The exercise: Begin with the first line below and retype each line exactly through the line containing "25l4-2 4 2-4". Any pictures are to be left out.

+++ Dataset content

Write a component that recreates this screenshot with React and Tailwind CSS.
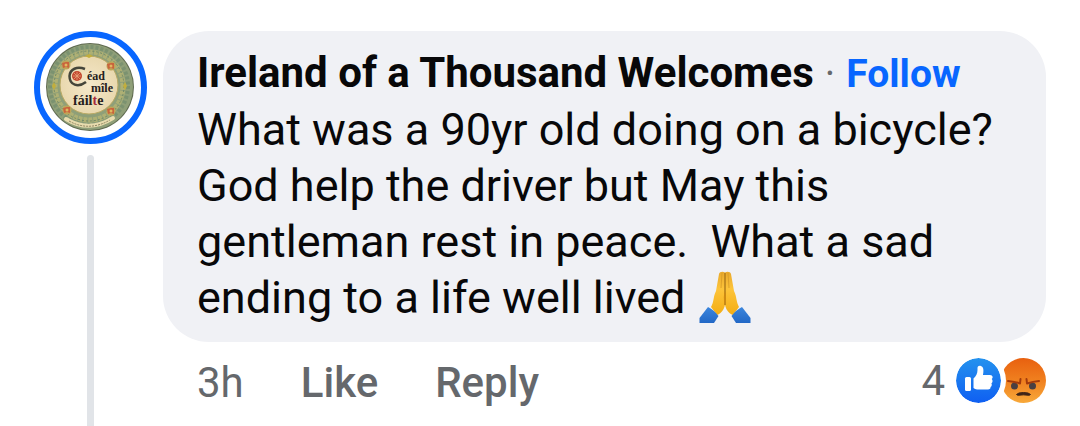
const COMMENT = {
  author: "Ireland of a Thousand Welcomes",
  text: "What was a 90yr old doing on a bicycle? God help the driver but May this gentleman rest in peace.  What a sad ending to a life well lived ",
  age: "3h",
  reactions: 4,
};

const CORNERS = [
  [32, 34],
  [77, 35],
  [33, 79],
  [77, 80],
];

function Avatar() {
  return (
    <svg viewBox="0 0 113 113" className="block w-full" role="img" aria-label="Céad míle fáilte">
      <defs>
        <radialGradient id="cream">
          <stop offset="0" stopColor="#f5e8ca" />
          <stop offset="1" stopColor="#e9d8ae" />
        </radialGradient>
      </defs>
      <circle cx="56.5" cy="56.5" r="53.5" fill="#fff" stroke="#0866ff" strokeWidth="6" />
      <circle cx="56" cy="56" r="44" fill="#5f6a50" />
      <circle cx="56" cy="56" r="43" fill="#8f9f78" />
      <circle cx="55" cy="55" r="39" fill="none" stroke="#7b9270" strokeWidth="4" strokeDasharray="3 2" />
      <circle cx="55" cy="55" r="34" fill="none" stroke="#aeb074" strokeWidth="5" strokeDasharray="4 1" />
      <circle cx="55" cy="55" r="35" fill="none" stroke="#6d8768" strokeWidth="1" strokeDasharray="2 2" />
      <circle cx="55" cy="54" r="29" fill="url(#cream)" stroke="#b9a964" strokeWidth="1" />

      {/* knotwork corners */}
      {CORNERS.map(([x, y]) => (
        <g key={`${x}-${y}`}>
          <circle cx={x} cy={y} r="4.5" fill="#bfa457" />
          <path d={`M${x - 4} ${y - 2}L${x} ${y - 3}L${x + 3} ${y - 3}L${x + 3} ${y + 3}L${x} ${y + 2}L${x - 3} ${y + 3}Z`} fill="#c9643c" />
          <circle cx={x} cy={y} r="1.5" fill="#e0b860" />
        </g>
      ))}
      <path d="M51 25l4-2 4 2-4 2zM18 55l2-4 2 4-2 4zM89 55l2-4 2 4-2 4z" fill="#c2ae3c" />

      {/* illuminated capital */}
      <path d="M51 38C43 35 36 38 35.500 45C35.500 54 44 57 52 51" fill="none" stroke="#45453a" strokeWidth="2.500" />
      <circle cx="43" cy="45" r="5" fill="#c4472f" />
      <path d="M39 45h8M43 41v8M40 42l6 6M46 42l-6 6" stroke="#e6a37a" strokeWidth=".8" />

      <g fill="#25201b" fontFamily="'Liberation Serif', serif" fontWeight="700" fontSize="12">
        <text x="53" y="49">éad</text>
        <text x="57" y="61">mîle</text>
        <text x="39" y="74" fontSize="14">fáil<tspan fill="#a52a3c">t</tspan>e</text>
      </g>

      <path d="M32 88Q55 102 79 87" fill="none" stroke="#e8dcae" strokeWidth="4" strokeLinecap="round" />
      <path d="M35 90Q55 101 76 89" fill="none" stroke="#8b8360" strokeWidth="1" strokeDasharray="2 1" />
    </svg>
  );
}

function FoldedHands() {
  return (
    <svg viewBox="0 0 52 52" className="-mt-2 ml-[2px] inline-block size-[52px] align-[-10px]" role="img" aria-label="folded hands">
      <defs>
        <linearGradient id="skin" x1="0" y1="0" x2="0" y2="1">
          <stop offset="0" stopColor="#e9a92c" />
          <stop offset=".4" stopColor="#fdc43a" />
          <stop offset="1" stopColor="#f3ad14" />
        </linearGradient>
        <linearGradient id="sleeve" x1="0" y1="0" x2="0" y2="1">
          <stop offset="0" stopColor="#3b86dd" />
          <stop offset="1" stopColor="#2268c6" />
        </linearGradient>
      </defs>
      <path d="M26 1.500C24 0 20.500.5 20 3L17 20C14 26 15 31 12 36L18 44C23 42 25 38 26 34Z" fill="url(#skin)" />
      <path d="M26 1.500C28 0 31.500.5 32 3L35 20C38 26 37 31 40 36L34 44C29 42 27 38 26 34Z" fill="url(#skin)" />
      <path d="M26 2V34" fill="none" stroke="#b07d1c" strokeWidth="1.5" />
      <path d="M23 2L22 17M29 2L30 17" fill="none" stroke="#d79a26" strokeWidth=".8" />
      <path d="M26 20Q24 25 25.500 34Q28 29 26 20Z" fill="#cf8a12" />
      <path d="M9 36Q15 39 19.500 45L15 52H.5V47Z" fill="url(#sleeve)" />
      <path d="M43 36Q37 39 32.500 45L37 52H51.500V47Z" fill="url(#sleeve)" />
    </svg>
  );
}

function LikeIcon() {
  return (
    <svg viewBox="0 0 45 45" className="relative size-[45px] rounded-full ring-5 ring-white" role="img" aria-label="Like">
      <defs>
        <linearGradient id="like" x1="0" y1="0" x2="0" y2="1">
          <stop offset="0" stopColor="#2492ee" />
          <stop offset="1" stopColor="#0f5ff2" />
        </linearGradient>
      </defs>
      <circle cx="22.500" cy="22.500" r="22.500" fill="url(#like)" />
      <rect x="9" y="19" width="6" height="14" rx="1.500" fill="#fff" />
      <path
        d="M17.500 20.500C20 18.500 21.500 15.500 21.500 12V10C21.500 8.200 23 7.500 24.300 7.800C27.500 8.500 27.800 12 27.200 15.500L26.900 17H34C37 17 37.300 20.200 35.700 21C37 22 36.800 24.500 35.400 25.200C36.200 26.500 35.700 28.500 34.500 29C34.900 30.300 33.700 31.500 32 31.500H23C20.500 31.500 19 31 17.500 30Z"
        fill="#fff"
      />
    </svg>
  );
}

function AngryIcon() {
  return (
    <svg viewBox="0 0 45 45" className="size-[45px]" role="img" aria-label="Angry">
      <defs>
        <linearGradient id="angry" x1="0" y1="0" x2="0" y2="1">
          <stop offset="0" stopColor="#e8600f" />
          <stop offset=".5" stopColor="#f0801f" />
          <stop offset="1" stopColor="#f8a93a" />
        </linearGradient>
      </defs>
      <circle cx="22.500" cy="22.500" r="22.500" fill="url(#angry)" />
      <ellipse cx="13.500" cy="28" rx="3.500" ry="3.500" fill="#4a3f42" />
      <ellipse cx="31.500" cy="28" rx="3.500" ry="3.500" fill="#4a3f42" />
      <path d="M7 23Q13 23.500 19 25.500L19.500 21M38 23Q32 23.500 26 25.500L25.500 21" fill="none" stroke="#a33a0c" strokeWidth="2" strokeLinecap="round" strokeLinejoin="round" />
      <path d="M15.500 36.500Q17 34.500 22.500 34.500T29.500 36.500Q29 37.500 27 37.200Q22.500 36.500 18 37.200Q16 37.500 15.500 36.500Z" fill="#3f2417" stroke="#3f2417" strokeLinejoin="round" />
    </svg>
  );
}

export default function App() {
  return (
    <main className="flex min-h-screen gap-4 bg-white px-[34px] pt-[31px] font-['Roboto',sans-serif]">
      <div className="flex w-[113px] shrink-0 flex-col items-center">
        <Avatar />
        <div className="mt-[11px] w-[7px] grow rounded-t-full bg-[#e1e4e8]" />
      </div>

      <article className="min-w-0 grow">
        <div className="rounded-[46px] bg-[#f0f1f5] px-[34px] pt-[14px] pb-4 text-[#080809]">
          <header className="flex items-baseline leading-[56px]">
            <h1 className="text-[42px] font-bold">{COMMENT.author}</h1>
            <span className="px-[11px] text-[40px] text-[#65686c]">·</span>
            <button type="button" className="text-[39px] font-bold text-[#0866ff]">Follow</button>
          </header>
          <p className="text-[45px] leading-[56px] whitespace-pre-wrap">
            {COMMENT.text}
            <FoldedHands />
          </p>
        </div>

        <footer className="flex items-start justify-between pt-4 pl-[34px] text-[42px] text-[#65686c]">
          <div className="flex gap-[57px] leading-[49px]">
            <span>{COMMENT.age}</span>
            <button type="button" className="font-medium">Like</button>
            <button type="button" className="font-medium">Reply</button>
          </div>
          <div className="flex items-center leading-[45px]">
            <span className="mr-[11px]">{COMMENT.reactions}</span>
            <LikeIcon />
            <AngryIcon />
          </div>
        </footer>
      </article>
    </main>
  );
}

++++++

Exercise response:
Write a component that recreates this screenshot with React and Tailwind CSS.
const COMMENT = {
  author: "Ireland of a Thousand Welcomes",
  text: "What was a 90yr old doing on a bicycle? God help the driver but May this gentleman rest in peace.  What a sad ending to a life well lived ",
  age: "3h",
  reactions: 4,
};

const CORNERS = [
  [32, 34],
  [77, 35],
  [33, 79],
  [77, 80],
];

function Avatar() {
  return (
    <svg viewBox="0 0 113 113" className="block w-full" role="img" aria-label="Céad míle fáilte">
      <defs>
        <radialGradient id="cream">
          <stop offset="0" stopColor="#f5e8ca" />
          <stop offset="1" stopColor="#e9d8ae" />
        </radialGradient>
      </defs>
      <circle cx="56.5" cy="56.5" r="53.5" fill="#fff" stroke="#0866ff" strokeWidth="6" />
      <circle cx="56" cy="56" r="44" fill="#5f6a50" />
      <circle cx="56" cy="56" r="43" fill="#8f9f78" />
      <circle cx="55" cy="55" r="39" fill="none" stroke="#7b9270" strokeWidth="4" strokeDasharray="3 2" />
      <circle cx="55" cy="55" r="34" fill="none" stroke="#aeb074" strokeWidth="5" strokeDasharray="4 1" />
      <circle cx="55" cy="55" r="35" fill="none" stroke="#6d8768" strokeWidth="1" strokeDasharray="2 2" />
      <circle cx="55" cy="54" r="29" fill="url(#cream)" stroke="#b9a964" strokeWidth="1" />

      {/* knotwork corners */}
      {CORNERS.map(([x, y]) => (
        <g key={`${x}-${y}`}>
          <circle cx={x} cy={y} r="4.5" fill="#bfa457" />
          <path d={`M${x - 4} ${y - 2}L${x} ${y - 3}L${x + 3} ${y - 3}L${x + 3} ${y + 3}L${x} ${y + 2}L${x - 3} ${y + 3}Z`} fill="#c9643c" />
          <circle cx={x} cy={y} r="1.5" fill="#e0b860" />
        </g>
      ))}
      <path d="M51 25l4-2 4 2-4 2zM18 55l2-4 2 4-2 4zM89 55l2-4 2 4-2 4z" fill="#c2ae3c" />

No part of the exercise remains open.